• **Directions**
Check each line below for the word "with" and give the number of lines that have it, nothing more.

** Start Source data **

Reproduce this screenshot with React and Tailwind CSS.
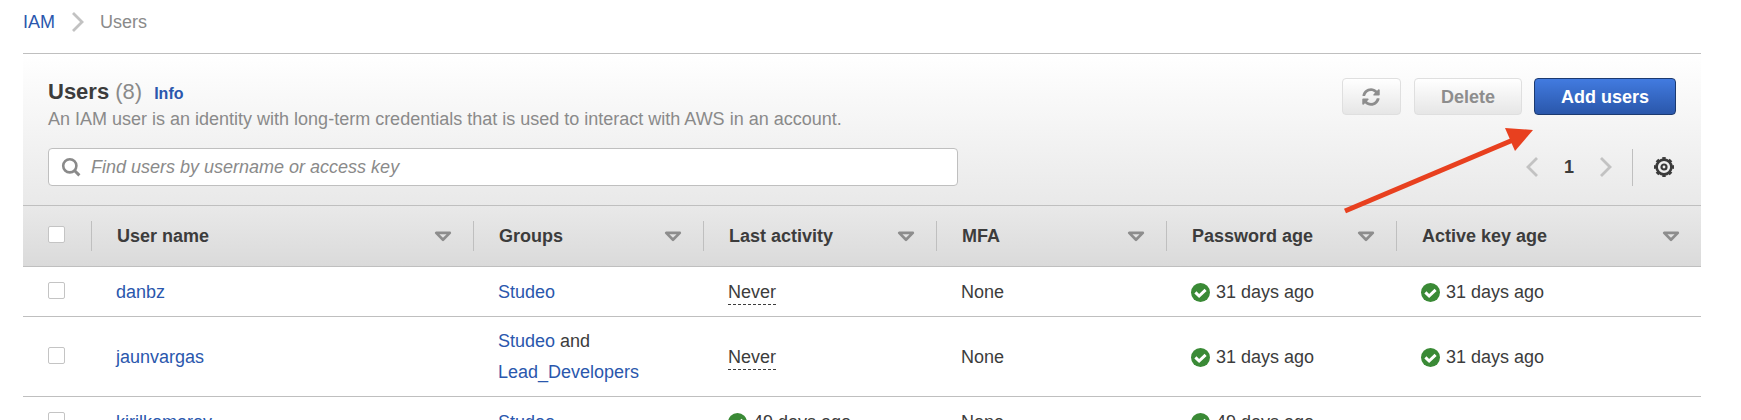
import { useState } from "react";

const CHECK_BOX =
  "mb-[3px] block size-[17px] appearance-none rounded-[2px] border border-[#c4c4c4] bg-white checked:bg-[#2a5bb5]";
const LINK = "text-[#2a57ad] hover:underline";

const columns = [
  { label: "User name", width: "w-[382px]" },
  { label: "Groups", width: "w-[230px]" },
  { label: "Last activity", width: "w-[233px]" },
  { label: "MFA", width: "w-[230px]" },
  { label: "Password age", width: "w-[230px]" },
  { label: "Active key age", width: "" },
];

const users = [
  { name: "danbz", groups: ["Studeo"], activity: null, mfa: "None", password: "31 days ago", key: "31 days ago" },
  { name: "jaunvargas", groups: ["Studeo", "Lead_Developers"], activity: null, mfa: "None", password: "31 days ago", key: "31 days ago" },
  { name: "kirilkomarov", groups: ["Studeo"], activity: "49 days ago", mfa: "None", password: "49 days ago", key: null },
];

function Chevron({ left = false, className = "" }) {
  return (
    <svg className={className} width="12" height="20" viewBox="0 0 12 20" fill="none" stroke="#c2c2c2" strokeWidth="2.8" aria-hidden="true">
      <path d={left ? "M11 1 2 10 11 19" : "M1 1 10 10 1 19"} />
    </svg>
  );
}

function SearchIcon() {
  return (
    <svg width="20" height="20" viewBox="0 0 20 20" fill="none" stroke="#8a8a8a" strokeWidth="2.6" aria-hidden="true">
      <circle cx="8.8" cy="8.8" r="6.6" />
      <path d="m13.2 13.2 5.2 5.2" strokeWidth="3" />
    </svg>
  );
}

function RefreshIcon() {
  return (
    <svg width="18" height="18" viewBox="0 0 512 512" fill="#8d8d8d" aria-hidden="true">
      <path d="M370.7 133.3C339.5 104 298.9 88 255.8 88c-77.5.1-144.3 53.2-162.8 126.9-1.3 5.4-6.1 9.1-11.7 9.1H24.1c-7.5 0-13.2-6.8-11.8-14.2C33.9 94.9 134.8 8 256 8c66.4 0 126.8 26.1 171.3 68.7L463 41c15.1-15.1 41-4.4 41 17v134c0 13.3-10.7 24-24 24H346c-21.4 0-32.1-25.9-17-41l41.7-41.7zM32 296h134c21.4 0 32.1 25.9 17 41l-41.8 41.8c31.3 29.3 71.8 45.3 114.9 45.3 77.4-.1 144.3-53.1 162.8-126.8 1.3-5.4 6.1-9.1 11.7-9.1h57.3c7.5 0 13.2 6.8 11.8 14.2C478.1 417.1 377.2 504 256 504c-66.4 0-126.8-26.1-171.3-68.7L49 471c-15.1 15.1-41 4.4-41-17V320c0-13.3 10.7-24 24-24z" />
    </svg>
  );
}

function GearIcon() {
  return (
    <svg width="20" height="20" viewBox="0 0 20 20" fill="none" stroke="#3a3a3a" aria-hidden="true">
      <circle cx="10" cy="10" r="7.4" strokeWidth="2.6" />
      <circle cx="10" cy="10" r="9" strokeWidth="2" pathLength="80" strokeDasharray="5 5" strokeDashoffset="2.5" />
      <circle cx="10" cy="10" r="2.5" strokeWidth="2.2" />
    </svg>
  );
}

function SortIcon() {
  return (
    <svg className="shrink-0" width="18" height="11" viewBox="0 0 18 11" fill="none" stroke="#8d8d8d" strokeWidth="2.7" strokeLinejoin="round" aria-hidden="true">
      <path d="M2.2 1.9h13.6L9 8.7z" />
    </svg>
  );
}

function Age({ children }) {
  return (
    <span className="flex items-center gap-1.5">
      <svg className="shrink-0" width="19" height="19" viewBox="0 0 19 19" fill="none" aria-hidden="true">
        <circle cx="9.5" cy="9.5" r="9.5" fill="#3a8a36" />
        <path d="m4.4 9.4 3.7 3.6 6.5-6.2" stroke="#fff" strokeWidth="3" />
      </svg>
      {children}
    </span>
  );
}

function Groups({ names }) {
  return names.map((name, i) => (
    <span key={name}>
      {i > 0 && " and "}
      <a href="#group" className={LINK}>{name}</a>
    </span>
  ));
}

export default function App() {
  const [query, setQuery] = useState("");

  return (
    <div className="h-screen overflow-hidden bg-white pr-10 pl-[23px] font-['Liberation_Sans',Arial,sans-serif] text-lg text-[#3c3c3c]">
      <nav aria-label="Breadcrumb" className="flex h-[53px] items-center pb-[9px]">
        <a href="#iam" className={LINK}>IAM</a>
        <Chevron className="mr-4 ml-[17px]" />
        <span className="text-[#8a8a8a]">Users</span>
      </nav>

      <main className="relative border-t border-[#bfbfbf]">
        <header className="flex flex-col gap-[17px] bg-linear-to-b from-white to-[#e9e9e9] px-[25px] pt-6 pb-[19px]">
          <div className="flex items-start justify-between">
            <div>
              <div className="flex items-baseline gap-3">
                <h1 className="text-[22px] leading-[27px] font-bold">
                  Users <span className="font-normal text-[#8a8a8a]">(8)</span>
                </h1>
                <a href="#info" className="text-base leading-[27px] font-bold text-[#2a57ad]">Info</a>
              </div>
              <p className="leading-6 text-[#8a8a8a]">
                An IAM user is an identity with long-term credentials that is used to interact with AWS in an account.
              </p>
            </div>
            <div className="flex font-bold">
              <button type="button" aria-label="Refresh" className="mr-[13px] flex h-[37px] w-[59px] items-center justify-center rounded-[4px] border border-[#dfdfdf] bg-linear-to-b from-white to-[#e6e6e6]">
                <RefreshIcon />
              </button>
              <button type="button" className="mr-3 h-[37px] rounded-[4px] border border-[#dfdfdf] bg-linear-to-b from-white to-[#e6e6e6] px-[26px] text-[#8d8d8d]">
                Delete
              </button>
              <button type="button" className="h-[37px] rounded-[4px] border border-[#1c3a70] bg-linear-to-b from-[#427be0] to-[#2a57ab] px-[26px] text-white">
                Add users
              </button>
            </div>
          </div>

          <div className="flex items-center justify-between">
            <label className="flex h-[38px] w-[910px] items-center gap-2.5 rounded-[4px] border border-[#bfbfbf] bg-white px-3">
              <SearchIcon />
              <input
                type="search"
                aria-label="Find users"
                placeholder="Find users by username or access key"
                value={query}
                onChange={(e) => setQuery(e.target.value)}
                className="flex-1 outline-none placeholder:text-[#8a8a8a] placeholder:italic"
              />
            </label>
            <div className="flex items-center">
              <button type="button" aria-label="Previous page"><Chevron left /></button>
              <span className="mx-[26px] font-bold">1</span>
              <button type="button" aria-label="Next page"><Chevron /></button>
              <span className="mr-[21px] ml-5 h-[37px] border-l border-[#bfbfbf]" />
              <button type="button" aria-label="Preferences" className="mr-0.5"><GearIcon /></button>
            </div>
          </div>
        </header>

        <table className="w-full table-fixed border-separate border-spacing-0 text-left">
          <thead>
            <tr className="bg-linear-to-b from-[#e9e9e9] to-[#dadada]">
              <th className="h-[62px] w-[69px] border-y border-[#bfbfbf] p-0">
                <div className="flex h-[30px] items-center border-r border-[#bfbfbf] pl-[25px]">
                  <input type="checkbox" aria-label="Select all users" className={CHECK_BOX} />
                </div>
              </th>
              {columns.map((column, i) => (
                <th key={column.label} className={`${column.width} border-y border-[#bfbfbf] p-0`}>
                  <button
                    type="button"
                    className={`flex h-[30px] w-full items-center justify-between border-[#bfbfbf] pr-[21px] pl-[25px] font-bold ${i < columns.length - 1 ? "border-r" : ""}`}
                  >
                    {column.label}
                    <SortIcon />
                  </button>
                </th>
              ))}
            </tr>
          </thead>
          <tbody className="leading-[31px]">
            {users.map((user) => (
              <tr key={user.name} className="[&>td]:h-[50px] [&>td]:border-b [&>td]:border-[#bfbfbf] [&>td]:pt-[9px] [&>td]:pb-2 [&>td]:pl-6 [&>td:first-child]:pl-[25px]">
                <td><input type="checkbox" aria-label={`Select ${user.name}`} className={CHECK_BOX} /></td>
                <td><a href="#user" className={LINK}>{user.name}</a></td>
                <td><Groups names={user.groups} /></td>
                <td>
                  {user.activity ? (
                    <Age>{user.activity}</Age>
                  ) : (
                    <span className="border-b border-dashed border-[#3c3c3c] pb-0.5">Never</span>
                  )}
                </td>
                <td>{user.mfa}</td>
                <td><Age>{user.password}</Age></td>
                <td>{user.key && <Age>{user.key}</Age>}</td>
              </tr>
            ))}
          </tbody>
        </table>

        <svg className="pointer-events-none absolute top-[73px] right-[166px]" width="192" height="88" viewBox="0 0 192 88" aria-hidden="true">
          <path d="M2 84 170 13" stroke="#e8401f" strokeWidth="5" />
          <path d="M162 1 190 3 172 24z" fill="#e8401f" />
        </svg>
      </main>
    </div>
  );
}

** End Source data **

• **Output of the task**
2